OK, there's a few layers of fail here.

The address is geocoding to somewhere in the US, even with our region biasing: http://maps.googleapis.com/maps/api/geocode/json?region=AU&address=9%20WOODLYN%20COURT%20%28LOT%2014%29%20%20%20SOUTH%20HOBART%207004

Should we even be saving applications that fail geocoding like this? It doesn't help the citizen so I don't think so.

Furthermore, as far as I know, the scraping process shouldn't crash like this because any errors during saving an application should be caught and simply reported on.

mlandauer commented 9 years ago

I don't think we should silently throw away applications that fail to geocode properly. To me the more sane thing to do is to save them in the database without a valid lat long. That way we have the potential to backtrack and fix geocoding errors. Otherwise, it's just silently failing and disappearing which seems very bad to me.

henare commented 9 years ago

Otherwise, it's just silently failing and disappearing which seems very bad to me.

We currently disappear applications for all sorts of reasons, like not having a description.

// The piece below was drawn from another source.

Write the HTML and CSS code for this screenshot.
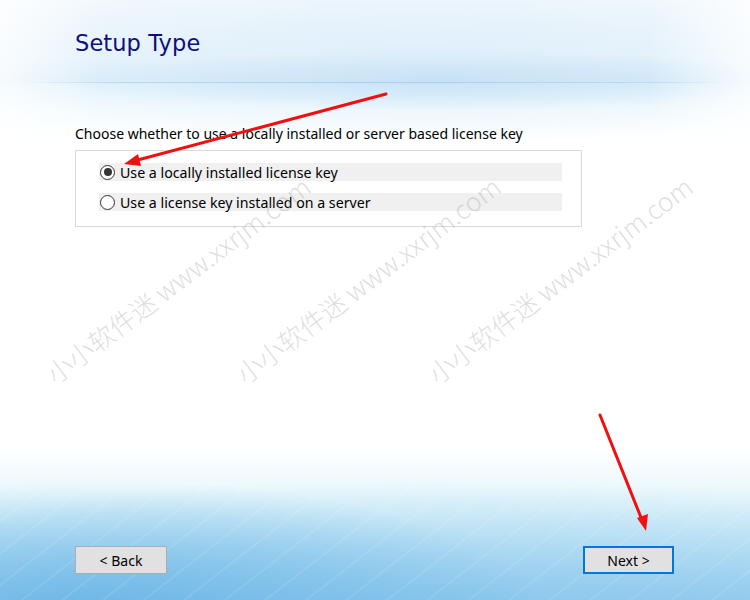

What are your thoughts on that?

In any case, all I'm going to try and fix as part of this issue is:

Furthermore, as far as I know, the scraping process shouldn't crash like this because any errors during saving an application should be caught and simply reported on.

mlandauer commented 9 years ago

Not having a description is a more legitimate reason to disappear an application because it's pretty useless without a description and the problem is definitely going to originate at the scraper level. With a bad geocode it could be just that the google doesn't know about a new address yet, everything else about the application is correct, valid and useful. The geocoded information helps the system find the application that's interesting to you but it's not necessary for an application to be valid. For example, if I show you an application for "26 Freelander Avenue, Katoomba" then that's useful to you whether it's geocoded or not. Does that make anything clearer?

henare commented 9 years ago

Yeah I see more where you're coming from. I was thinking because it's not geocoded you never see it because it doesn't get emailed out but I guess it would appear in search.